Each base hash function sized block of output from PBKDF2 is iterated independently of each other. Using PBKDF2 for password storage, one should never output more bits than the base hash function's size. With PBKDF2-SHA1 this is 160 bits or 20 bytes. Output more bits doesn't make the hash more secure, but it costs the defender a lot more time while not costing the attacker. An attacker will just compare the first hash function sized output saving them the time to generate the reset of the PBKDF2 output.
Here is an example of using the System.Security.Cryptography namespace in a simple method. It returns the salt and key in a pipe delimited string.

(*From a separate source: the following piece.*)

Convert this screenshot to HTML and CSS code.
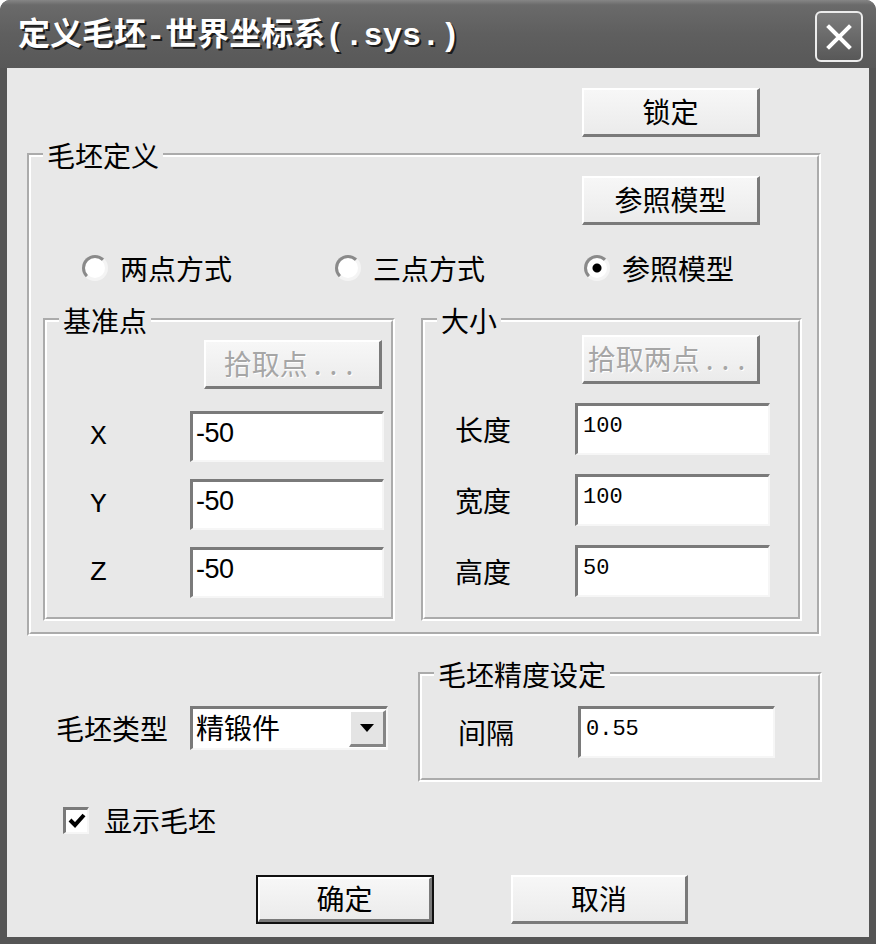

public static string HashPassword(string password) { // Generate the hash, with an automatic 32 byte salt Rfc2898DeriveBytes rfc2898DeriveBytes = new Rfc2898DeriveBytes(password, 32); rfc2898DeriveBytes.IterationCount = 10000; byte[] hash = rfc2898DeriveBytes.GetBytes(20); byte[] salt = rfc2898DeriveBytes.Salt; //Return the salt and the hash return Convert.ToBase64String(salt) + "|" + Convert.ToBase64String(hash); }
Another note is that related to the number of iterations. In the Password Storage Cheat Sheet, it is recommended to make the password generation process as slow as possible without negatively affecting the user experience. Here, we have set the iterations to 10,000 and should review that number every year.
Using the hash on login
When a user later logs in, rather than using the password to confirm authentication, you can use the hashing function to generate a hash with the stored salt rather than a generated salt. Then compare the hash with the stored hash.
Limitations
The built-in .NET implementation of Rfc2898DeriveBytes limits the user to one psudorandom function - HMAC with SHA-1. This is acceptable in most scenarios today, but in the future, a more complex hashing function may be required.
The .NET Compact Framework does not support Rfc2898DeriveBytes.